Aldeci e Carla estão sob a liderança do pastor Agostinho Gonçalves. Seus 70 discípulos mantêm, cada um, uma célula com outras dezenas de membros, de modo que a escalada para acessar os ensinamentos de Jesus só cresce.
“O grande objetivo é fazer a vontade do Senhor, a de que quanto mais pessoas conhecerem a Sua palavra que está na Bíblia, mais elas serão libertadas dos problemas que encontram resposta espiritualmente”, ressalta Aldeci. E chega um momento da célula em que todos se capacitam por meio de cursos como o de ‘Capacitação e Destino’ e ‘Universidade da Vida’, destinados a formar pessoas aptas a liderar outras pessoas, e assim, fazendo a vontade de Deus.

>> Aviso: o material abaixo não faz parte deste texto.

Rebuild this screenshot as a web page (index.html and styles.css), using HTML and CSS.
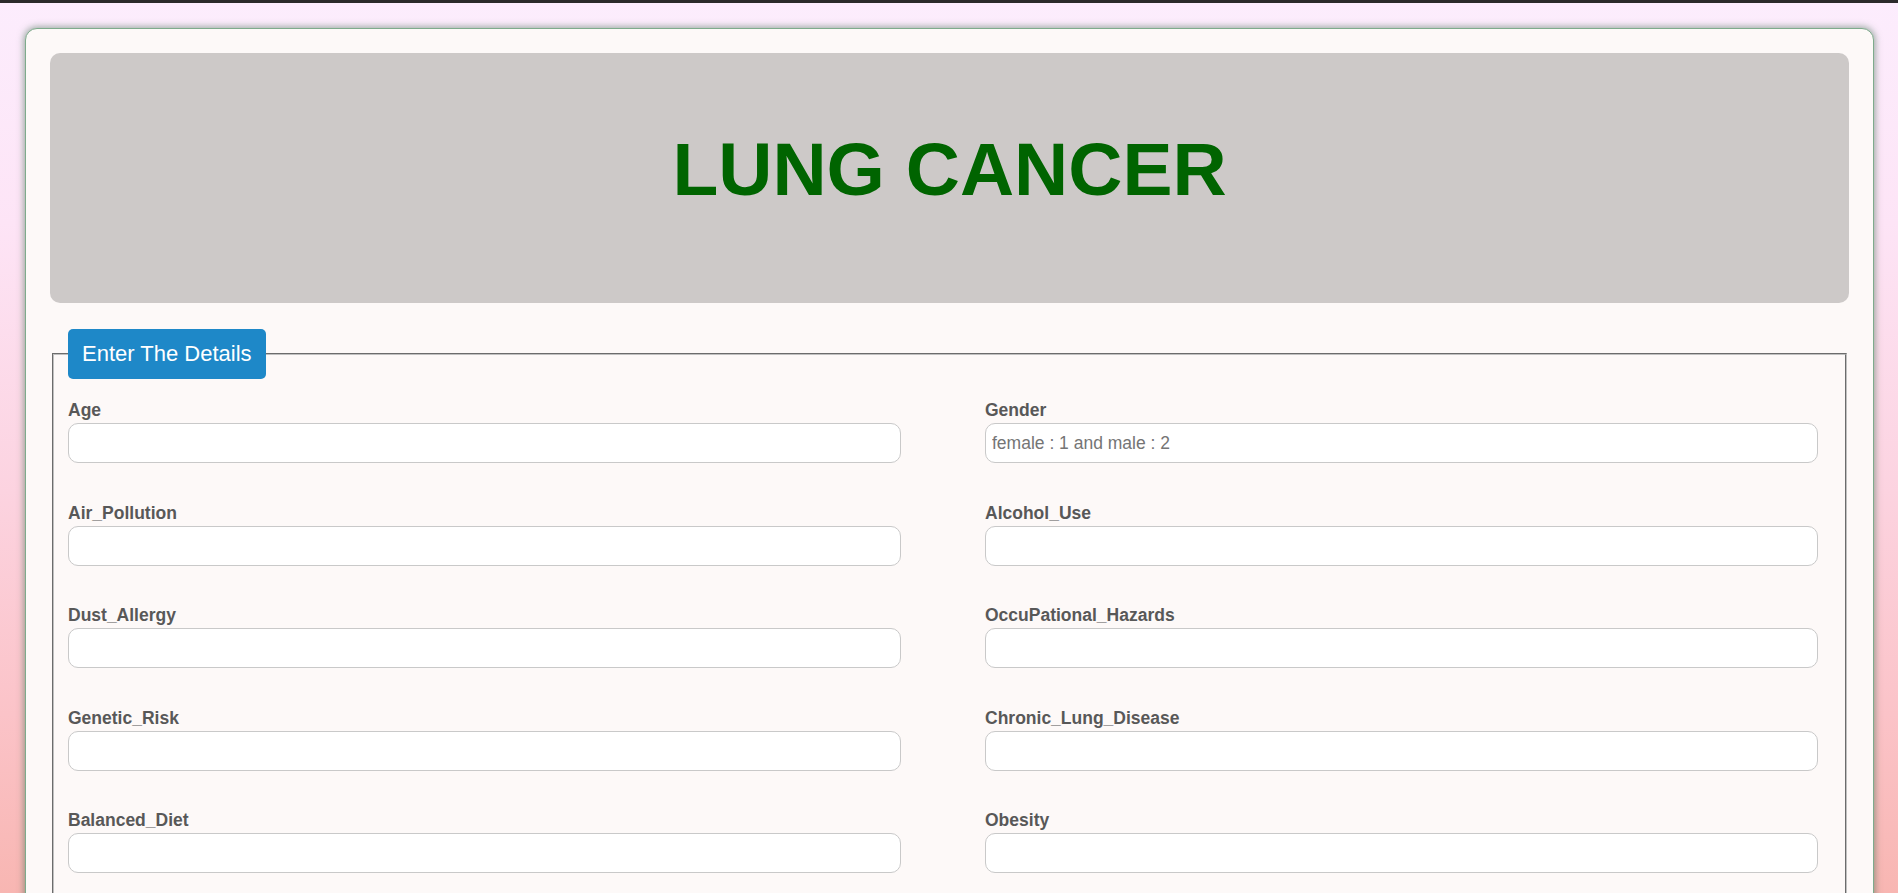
FILE: index.html
```html
<!DOCTYPE html>
<html lang="en">
<head>
<meta charset="utf-8">
<title>Lung Cancer</title>
<link rel="stylesheet" href="styles.css">
</head>
<body>
<div class="topbar"></div>
<div class="page">
  <div class="card">
    <header class="banner">
      <h1 class="title">LUNG CANCER</h1>
    </header>
    <form class="form">
      <fieldset class="details">
        <legend class="details-legend">Enter The Details</legend>
        <div class="grid">
          <div class="field"><label class="field-label">Age</label><input class="field-input" type="text"></div>
          <div class="field"><label class="field-label">Gender</label><input class="field-input" type="text" placeholder="female : 1 and male : 2"></div>
          <div class="field"><label class="field-label">Air_Pollution</label><input class="field-input" type="text"></div>
          <div class="field"><label class="field-label">Alcohol_Use</label><input class="field-input" type="text"></div>
          <div class="field"><label class="field-label">Dust_Allergy</label><input class="field-input" type="text"></div>
          <div class="field"><label class="field-label">OccuPational_Hazards</label><input class="field-input" type="text"></div>
          <div class="field"><label class="field-label">Genetic_Risk</label><input class="field-input" type="text"></div>
          <div class="field"><label class="field-label">Chronic_Lung_Disease</label><input class="field-input" type="text"></div>
          <div class="field"><label class="field-label">Balanced_Diet</label><input class="field-input" type="text"></div>
          <div class="field"><label class="field-label">Obesity</label><input class="field-input" type="text"></div>
        </div>
      </fieldset>
    </form>
  </div>
</div>
</body>
</html>
```

FILE: styles.css
```css
html, body {
  margin: 0;
  padding: 0;
  height: 100%;
  overflow: hidden;
}

body {
  font-family: "Liberation Sans", Arial, sans-serif;
  background: linear-gradient(180deg, #fcedfd 0%, #fde4f6 25%, #fcd3e0 55%, #fbc3c8 80%, #f8b6b2 100%);
}

.topbar {
  height: 3px;
  background: #2b2b2b;
}

.page {
  padding: 25px 24px 0 25px;
}

.card {
  background: #fdf9f8;
  border: 1px solid #7eab8c;
  border-radius: 12px;
  box-shadow: 0 0 7px 1px rgba(60, 105, 75, 0.55);
  padding: 24px 24px 40px 24px;
}

.banner {
  background: #cdc9c8;
  border-radius: 10px;
  padding: 73px 0 91px;
  text-align: center;
}

.title {
  margin: 0;
  font-size: 75px;
  line-height: 86px;
  font-weight: bold;
  color: #006400;
}

.form {
  margin: 0;
}

.details {
  margin: 26px 2px 0;
  border: 2px groove #c0c0c0;
  padding: 21px 27px 20px 14px;
}

.details-legend {
  background: #1e88c8;
  color: #ffffff;
  font-size: 22px;
  line-height: 26px;
  padding: 12px 14px;
  border-radius: 5px;
}

.grid {
  display: grid;
  grid-template-columns: 1fr 1fr;
  column-gap: 84px;
}

.field {
  display: flex;
  flex-direction: column;
  margin-bottom: 39.5px;
}

.field-label {
  display: block;
  font-size: 17.5px;
  line-height: 20px;
  font-weight: bold;
  color: #585858;
  margin-bottom: 3px;
}

.field-input {
  box-sizing: border-box;
  height: 40px;
  width: 100%;
  border: 1px solid #c9c9c9;
  border-radius: 10px;
  background: #ffffff;
  padding: 0 6px;
  font-family: "Liberation Sans", Arial, sans-serif;
  font-size: 17.5px;
  color: #333333;
  outline: none;
}

.field-input::placeholder {
  color: #757575;
}
```
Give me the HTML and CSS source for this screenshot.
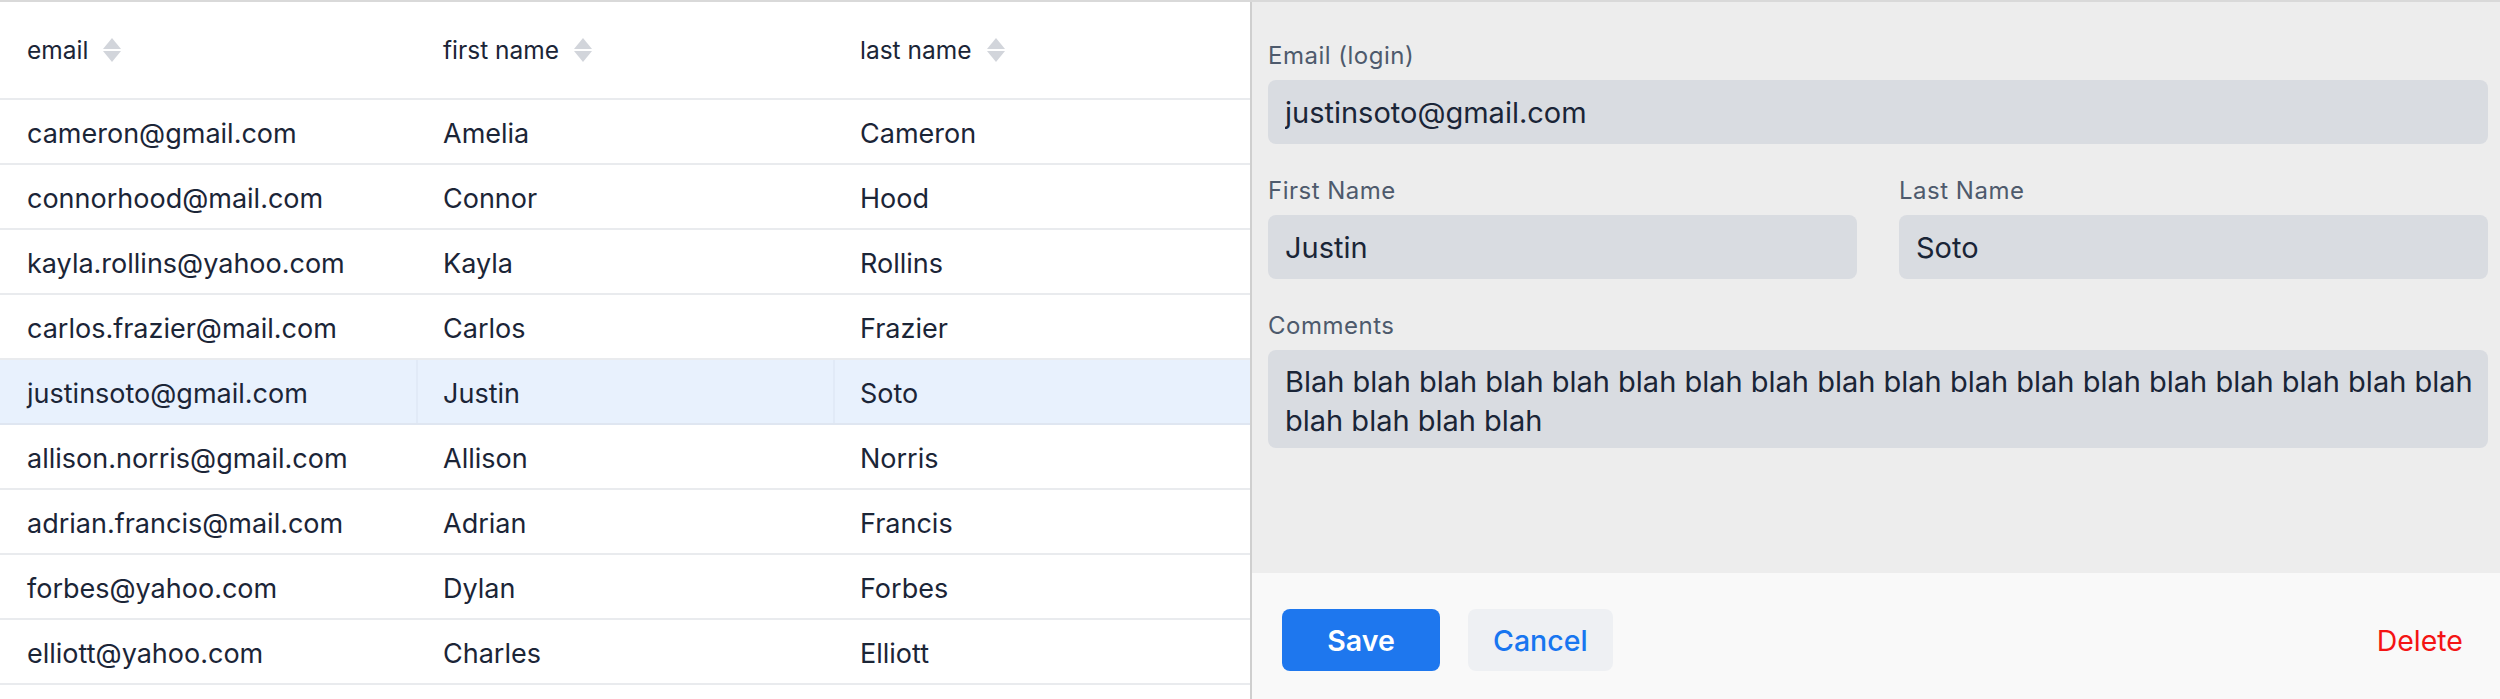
FILE: index.html
```html
<!DOCTYPE html>
<html lang="en">
<head>
<meta charset="utf-8">
<title>Users CRUD</title>
<link rel="stylesheet" href="styles.css">
</head>
<body>
<div class="page">
  <div class="grid">
    <div class="row head">
      <div class="cell"><span class="hlabel">email</span><svg class="sorter" viewBox="0 0 18 24"><polygon points="9,0 18,11 0,11"/><polygon points="0,13 18,13 9,24"/></svg></div>
      <div class="cell"><span class="hlabel">first name</span><svg class="sorter" viewBox="0 0 18 24"><polygon points="9,0 18,11 0,11"/><polygon points="0,13 18,13 9,24"/></svg></div>
      <div class="cell"><span class="hlabel">last name</span><svg class="sorter" viewBox="0 0 18 24"><polygon points="9,0 18,11 0,11"/><polygon points="0,13 18,13 9,24"/></svg></div>
    </div>
    <div class="row"><div class="cell">cameron@gmail.com</div><div class="cell">Amelia</div><div class="cell">Cameron</div></div>
    <div class="row"><div class="cell">connorhood@mail.com</div><div class="cell">Connor</div><div class="cell">Hood</div></div>
    <div class="row"><div class="cell">kayla.rollins@yahoo.com</div><div class="cell">Kayla</div><div class="cell">Rollins</div></div>
    <div class="row"><div class="cell">carlos.frazier@mail.com</div><div class="cell">Carlos</div><div class="cell">Frazier</div></div>
    <div class="row selected"><div class="cell">justinsoto@gmail.com</div><div class="cell">Justin</div><div class="cell">Soto</div></div>
    <div class="row"><div class="cell">allison.norris@gmail.com</div><div class="cell">Allison</div><div class="cell">Norris</div></div>
    <div class="row"><div class="cell">adrian.francis@mail.com</div><div class="cell">Adrian</div><div class="cell">Francis</div></div>
    <div class="row"><div class="cell">forbes@yahoo.com</div><div class="cell">Dylan</div><div class="cell">Forbes</div></div>
    <div class="row"><div class="cell">elliott@yahoo.com</div><div class="cell">Charles</div><div class="cell">Elliott</div></div>
  </div>
  <div class="editor">
    <div class="editor-body">
      <div class="form">
        <div class="field">
          <label class="label" for="email">Email (login)</label>
          <input class="input" id="email" type="text" value="justinsoto@gmail.com">
        </div>
        <div class="pair">
          <div class="field">
            <label class="label" for="first">First Name</label>
            <input class="input" id="first" type="text" value="Justin">
          </div>
          <div class="field">
            <label class="label" for="last">Last Name</label>
            <input class="input" id="last" type="text" value="Soto">
          </div>
        </div>
        <div class="field">
          <label class="label" for="comments">Comments</label>
          <textarea class="input area" id="comments" wrap="off">Blah blah blah blah blah blah blah blah blah blah blah blah blah blah blah blah blah blah
blah blah blah blah</textarea>
        </div>
      </div>
    </div>
    <div class="footer">
      <button class="btn primary" type="button">Save</button>
      <button class="btn secondary" type="button">Cancel</button>
      <button class="btn danger" type="button">Delete</button>
    </div>
  </div>
</div>
</body>
</html>
```
FILE: styles.css
```css
html, body {
  margin: 0;
  padding: 0;
  background: #ffffff;
}

body {
  font-family: Inter, "Noto Sans", "Liberation Sans", sans-serif;
  color: #1b2537;
}

.page {
  display: flex;
  height: 699px;
  border-top: 2px solid #d9d9d9;
  box-sizing: border-box;
  overflow: hidden;
}

/* ---------- grid ---------- */
.grid {
  width: 1250px;
  flex: none;
  background: #ffffff;
}

.row {
  display: grid;
  grid-template-columns: 416px 417px 417px;
  height: 65px;
  border-bottom: 2px solid #e9ebee;
  box-sizing: border-box;
}

.row.head {
  height: 98px;
}

.cell {
  display: flex;
  align-items: center;
  padding-left: 27px;
  padding-top: 3px;
  font-size: 27px;
  white-space: nowrap;
  overflow: hidden;
  box-sizing: border-box;
}

.row.head .cell {
  font-size: 24.5px;
  padding-top: 0;
}

.hlabel {
  color: #1b2537;
}

.sorter {
  width: 18px;
  height: 24px;
  margin-left: 15px;
  fill: #d2d5db;
}

.row.selected {
  background: #e8f1fd;
  border-bottom-color: #dfe6f1;
}

.row.selected .cell + .cell {
  border-left: 2px solid #e1eaf7;
  padding-left: 25px;
}

/* ---------- editor ---------- */
.editor {
  flex: 1;
  display: flex;
  flex-direction: column;
  border-left: 2px solid #cfcfcf;
}

.editor-body {
  flex: 1;
  background: #ededed;
  padding: 37px 12px 0 16px;
}

.form {
  display: flex;
  flex-direction: column;
  gap: 30px;
}

.pair {
  display: grid;
  grid-template-columns: 1fr 1fr;
  gap: 42px;
}

.field {
  display: flex;
  flex-direction: column;
}

.label {
  font-size: 24px;
  font-weight: 400;
  letter-spacing: 0.5px;
  line-height: 34px;
  margin-bottom: 7px;
  color: #4e5a6c;
}

.input {
  height: 64px;
  border: none;
  border-radius: 8px;
  background: #d9dce1;
  padding: 0 17px;
  font-family: inherit;
  font-size: 29px;
  color: #1a2537;
  box-sizing: border-box;
  outline: none;
  width: 100%;
}

.area {
  height: 98px;
  padding: 12px 4px 8px 17px;
  line-height: 39px;
  resize: none;
  overflow: hidden;
  white-space: pre;
}

.footer {
  height: 126px;
  flex: none;
  background: #f9f9f9;
  display: flex;
  align-items: flex-start;
  padding: 36px 12px 0 30px;
  box-sizing: border-box;
}

.btn {
  height: 62px;
  border: none;
  border-radius: 8px;
  font-family: inherit;
  font-size: 28.5px;
  font-weight: 500;
  padding: 0 25px;
  cursor: pointer;
}

.primary {
  width: 158px;
  background: #1e77ee;
  color: #ffffff;
  font-weight: 600;
}

.secondary {
  margin-left: 28px;
  background: #eef0f3;
  color: #1876f0;
}

.danger {
  margin-left: auto;
  background: transparent;
  color: #f41414;
  font-weight: 400;
}
```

“É algo fantástico porque é como uma semente que você planta para Deus e vai vendo a colheita. Vai observando mudanças de comportamento nas pessoas que vão influenciando outras a caminhar da maneira mais correta possível. E quando você nem bem presta atenção, milhares de indivíduos passam a entender que caminhar sob os ensinamentos de Jesus Cristo foi a melhor opção que encontraram para enfrentar as adversidades da vida”, pontua Aldeci Leite.
Ele entende que nos dias de hoje, a desconfiança, a vontade de ridicularizar o meio evangélico e até a falta de conhecimento do crente sobre como lidar com questões polêmicas, que dizem respeito a outras crenças, faz com que o meio evangélico ainda seja visto com preconceito e, com frequência, seja atacado, muitas vezes em razão de membros que não andam em retidão com o que pregam.
“Sobre isso, não há ninguém nesta terra que seja santo. Agora, posso falar por mim e por minha família. Digo categoricamente e todas as pessoas em sã consciência, independentemente de credo religioso, vão concordar: é milhares de vezes mais saudável que tenhamos células e igrejas se multiplicando pelo mundo, que bocas de fumo e bares que arruínam famílias inteiras, todos os dias, com tragédias e sofrimento”, assevera o pastor.